▶ _Task to complete_
Can you copy out the data exactly? Leave the images out.

▶ _Provided data_
━━━
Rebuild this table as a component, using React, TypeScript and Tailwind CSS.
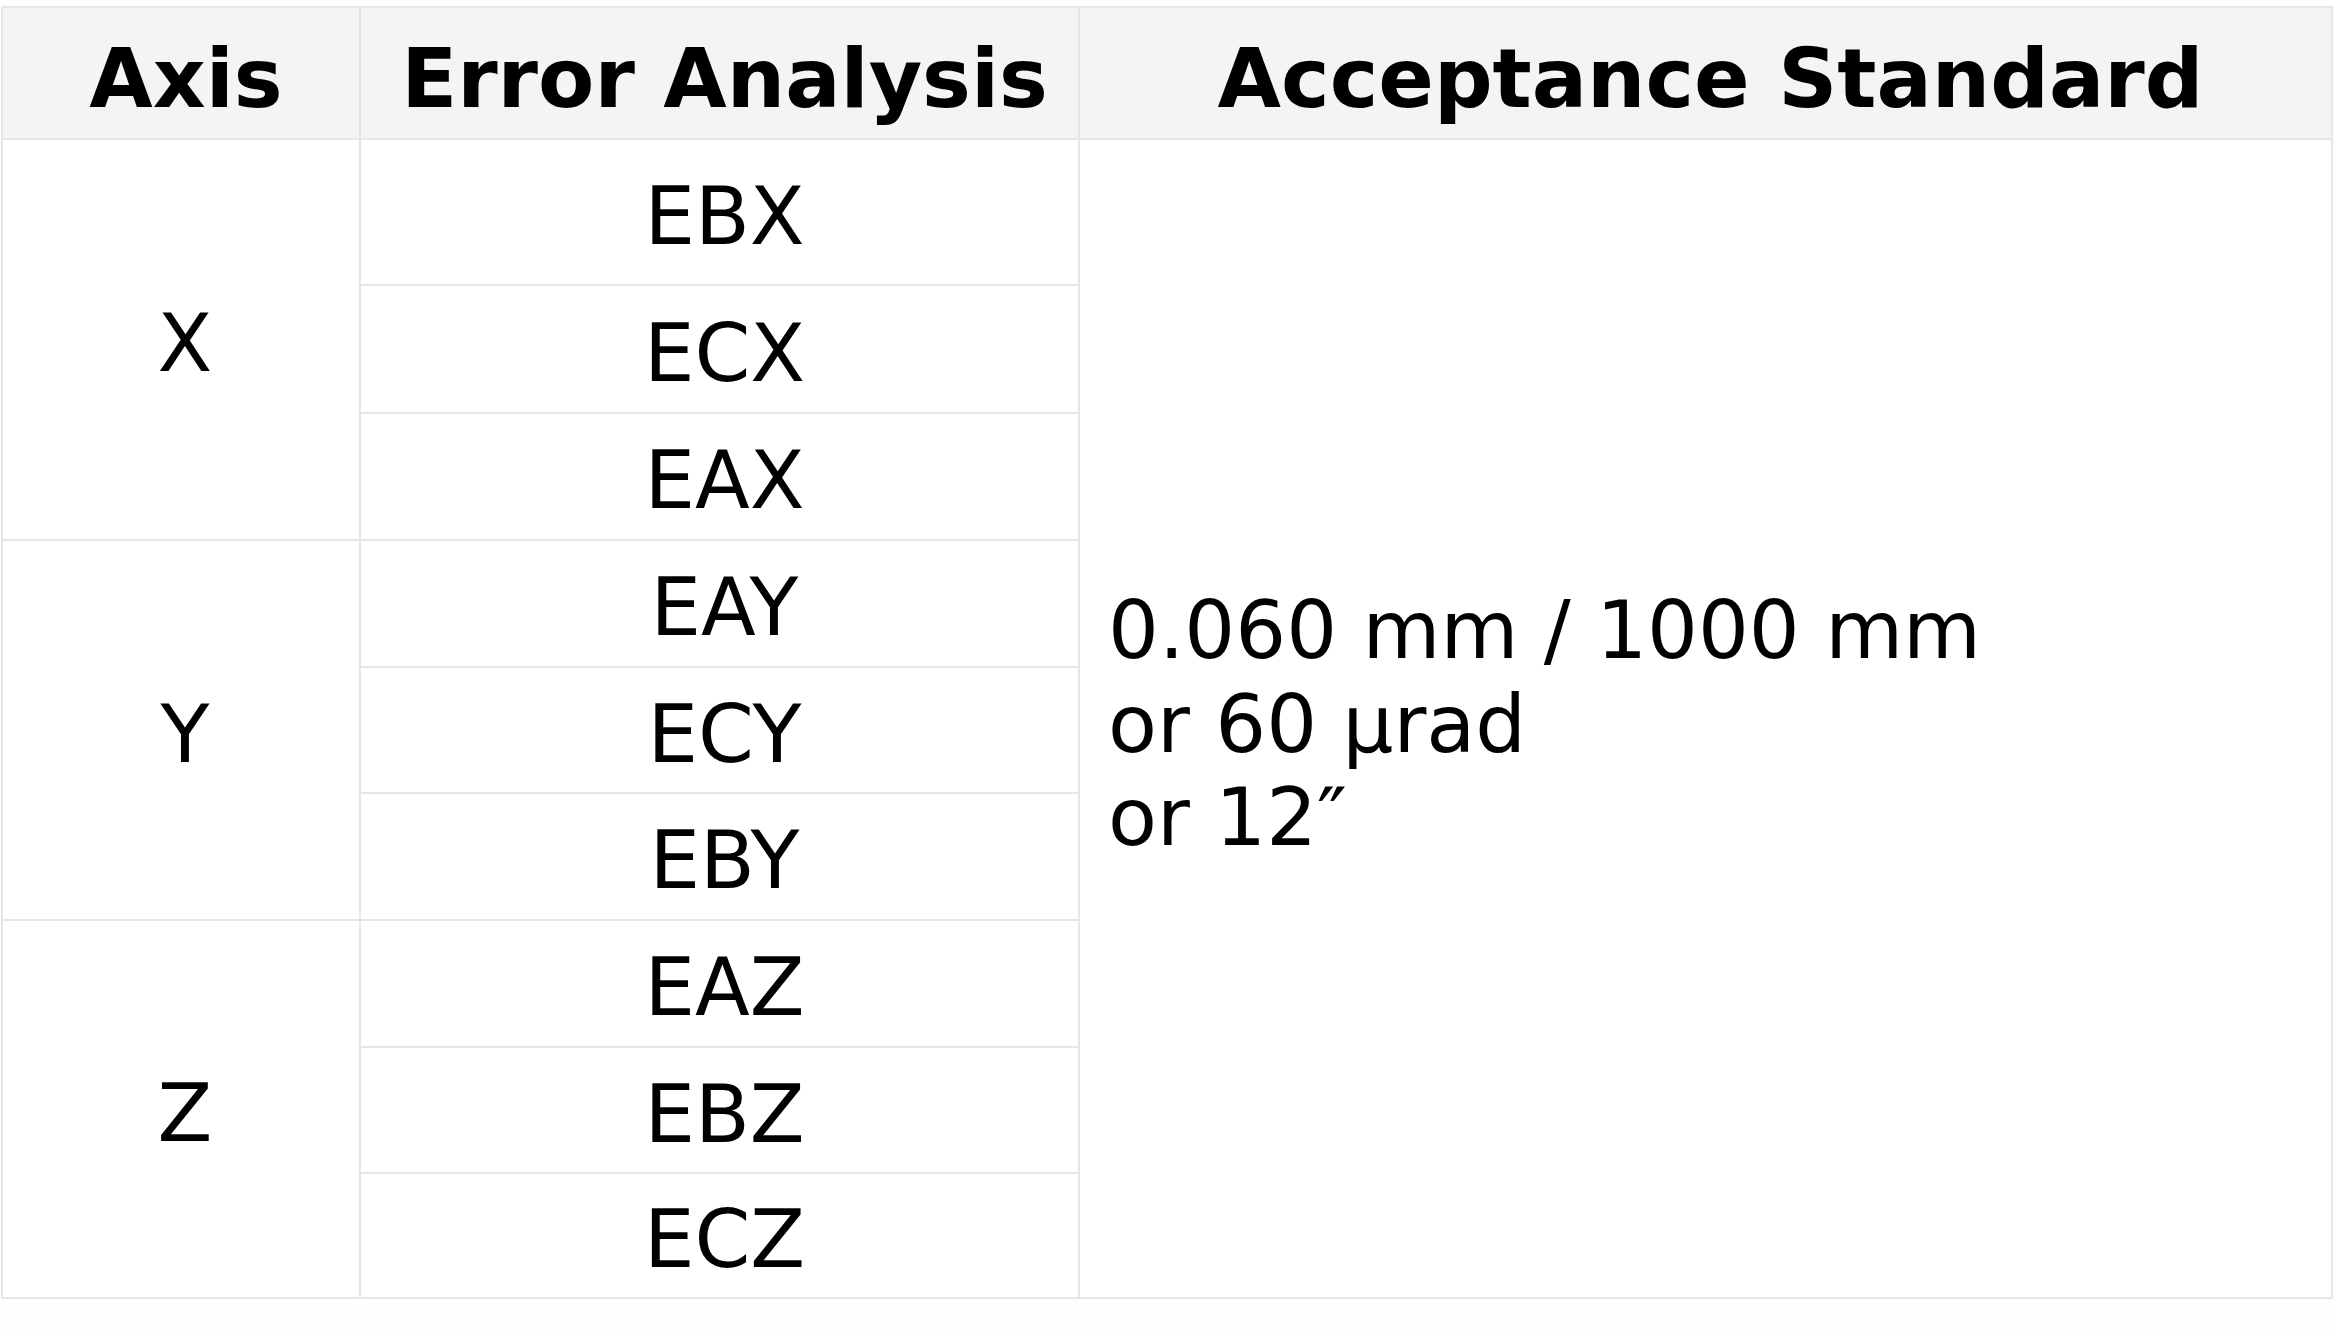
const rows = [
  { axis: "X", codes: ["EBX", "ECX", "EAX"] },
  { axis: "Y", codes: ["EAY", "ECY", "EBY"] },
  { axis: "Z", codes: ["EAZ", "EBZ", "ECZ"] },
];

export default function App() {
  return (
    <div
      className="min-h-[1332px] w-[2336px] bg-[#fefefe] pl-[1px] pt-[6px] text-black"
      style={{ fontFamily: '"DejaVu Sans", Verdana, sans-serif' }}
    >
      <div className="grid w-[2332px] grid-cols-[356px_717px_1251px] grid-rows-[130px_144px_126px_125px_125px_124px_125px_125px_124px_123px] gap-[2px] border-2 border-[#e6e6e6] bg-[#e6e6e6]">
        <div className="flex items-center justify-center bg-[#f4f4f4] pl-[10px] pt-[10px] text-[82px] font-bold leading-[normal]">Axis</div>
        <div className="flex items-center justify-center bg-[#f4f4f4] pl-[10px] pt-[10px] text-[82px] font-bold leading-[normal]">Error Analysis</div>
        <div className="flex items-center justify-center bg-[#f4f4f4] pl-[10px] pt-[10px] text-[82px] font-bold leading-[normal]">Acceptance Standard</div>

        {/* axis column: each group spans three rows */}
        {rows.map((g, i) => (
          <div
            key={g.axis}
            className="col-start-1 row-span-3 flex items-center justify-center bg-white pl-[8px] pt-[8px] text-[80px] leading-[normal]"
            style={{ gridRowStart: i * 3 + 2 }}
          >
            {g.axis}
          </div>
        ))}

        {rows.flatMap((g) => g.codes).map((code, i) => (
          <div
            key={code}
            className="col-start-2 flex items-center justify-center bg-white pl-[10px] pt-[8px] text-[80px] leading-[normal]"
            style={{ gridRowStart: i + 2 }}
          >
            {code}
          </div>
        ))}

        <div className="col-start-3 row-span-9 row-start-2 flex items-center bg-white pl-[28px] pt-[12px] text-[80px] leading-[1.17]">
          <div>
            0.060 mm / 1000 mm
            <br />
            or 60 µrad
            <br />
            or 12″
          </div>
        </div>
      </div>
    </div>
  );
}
━━━
▶ _Correct response_
Rebuild this table as a component, using React, TypeScript and Tailwind CSS.
const rows = [
  { axis: "X", codes: ["EBX", "ECX", "EAX"] },
  { axis: "Y", codes: ["EAY", "ECY", "EBY"] },
  { axis: "Z", codes: ["EAZ", "EBZ", "ECZ"] },
];

export default function App() {
  return (
    <div
      className="min-h-[1332px] w-[2336px] bg-[#fefefe] pl-[1px] pt-[6px] text-black"
      style={{ fontFamily: '"DejaVu Sans", Verdana, sans-serif' }}
    >
      <div className="grid w-[2332px] grid-cols-[356px_717px_1251px] grid-rows-[130px_144px_126px_125px_125px_124px_125px_125px_124px_123px] gap-[2px] border-2 border-[#e6e6e6] bg-[#e6e6e6]">
        <div className="flex items-center justify-center bg-[#f4f4f4] pl-[10px] pt-[10px] text-[82px] font-bold leading-[normal]">Axis</div>
        <div className="flex items-center justify-center bg-[#f4f4f4] pl-[10px] pt-[10px] text-[82px] font-bold leading-[normal]">Error Analysis</div>
        <div className="flex items-center justify-center bg-[#f4f4f4] pl-[10px] pt-[10px] text-[82px] font-bold leading-[normal]">Acceptance Standard</div>

        {/* axis column: each group spans three rows */}
        {rows.map((g, i) => (
          <div
            key={g.axis}
            className="col-start-1 row-span-3 flex items-center justify-center bg-white pl-[8px] pt-[8px] text-[80px] leading-[normal]"
            style={{ gridRowStart: i * 3 + 2 }}
          >
            {g.axis}
          </div>
        ))}

        {rows.flatMap((g) => g.codes).map((code, i) => (
          <div
            key={code}
            className="col-start-2 flex items-center justify-center bg-white pl-[10px] pt-[8px] text-[80px] leading-[normal]"
            style={{ gridRowStart: i + 2 }}
          >
            {code}
          </div>
        ))}

        <div className="col-start-3 row-span-9 row-start-2 flex items-center bg-white pl-[28px] pt-[12px] text-[80px] leading-[1.17]">
          <div>
            0.060 mm / 1000 mm
            <br />
            or 60 µrad
            <br />
            or 12″
          </div>
        </div>
      </div>
    </div>
  );
}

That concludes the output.